▶ [Available data]:
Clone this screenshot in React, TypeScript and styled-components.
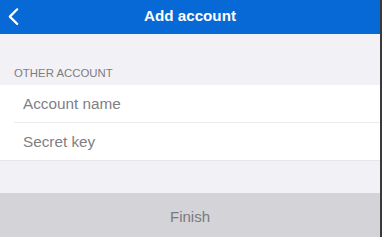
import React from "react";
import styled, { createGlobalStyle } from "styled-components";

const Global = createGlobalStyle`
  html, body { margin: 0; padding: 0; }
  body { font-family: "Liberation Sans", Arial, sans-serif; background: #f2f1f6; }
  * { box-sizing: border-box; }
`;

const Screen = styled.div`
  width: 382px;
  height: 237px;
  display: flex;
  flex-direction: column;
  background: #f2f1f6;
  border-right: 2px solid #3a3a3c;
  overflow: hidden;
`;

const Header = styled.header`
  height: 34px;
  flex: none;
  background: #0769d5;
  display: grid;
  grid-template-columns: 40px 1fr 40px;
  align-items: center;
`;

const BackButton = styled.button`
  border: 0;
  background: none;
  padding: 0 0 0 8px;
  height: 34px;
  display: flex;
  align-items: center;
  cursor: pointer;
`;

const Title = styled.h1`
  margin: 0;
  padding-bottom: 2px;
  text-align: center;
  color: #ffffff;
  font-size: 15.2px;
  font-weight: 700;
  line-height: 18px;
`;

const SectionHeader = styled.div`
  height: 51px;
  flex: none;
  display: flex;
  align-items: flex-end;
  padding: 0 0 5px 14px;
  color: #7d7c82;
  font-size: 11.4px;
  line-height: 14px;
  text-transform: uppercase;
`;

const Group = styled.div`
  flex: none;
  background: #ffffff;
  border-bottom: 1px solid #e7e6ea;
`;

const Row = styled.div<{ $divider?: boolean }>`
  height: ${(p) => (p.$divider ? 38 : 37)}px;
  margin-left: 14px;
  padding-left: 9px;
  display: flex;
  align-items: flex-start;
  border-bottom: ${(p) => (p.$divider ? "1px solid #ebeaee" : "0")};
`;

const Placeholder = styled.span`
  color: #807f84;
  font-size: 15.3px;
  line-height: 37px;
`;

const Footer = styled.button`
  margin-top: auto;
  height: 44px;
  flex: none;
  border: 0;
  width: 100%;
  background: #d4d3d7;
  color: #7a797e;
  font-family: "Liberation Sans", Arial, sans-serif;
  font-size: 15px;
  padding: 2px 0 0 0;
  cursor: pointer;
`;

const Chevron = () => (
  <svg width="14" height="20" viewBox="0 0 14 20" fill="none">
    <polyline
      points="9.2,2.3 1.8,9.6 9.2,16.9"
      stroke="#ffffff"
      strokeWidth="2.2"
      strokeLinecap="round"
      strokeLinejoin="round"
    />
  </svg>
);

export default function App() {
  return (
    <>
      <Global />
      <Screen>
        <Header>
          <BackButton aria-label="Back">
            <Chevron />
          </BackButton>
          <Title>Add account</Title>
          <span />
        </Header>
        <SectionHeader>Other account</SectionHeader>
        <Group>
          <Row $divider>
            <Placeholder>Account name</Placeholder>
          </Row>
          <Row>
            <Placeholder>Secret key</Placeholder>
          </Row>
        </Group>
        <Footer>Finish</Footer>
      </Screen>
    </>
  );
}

▶ [Aim]:
State how many lines include the string "styled", and nothing more.

▶ [Worked solution]:
11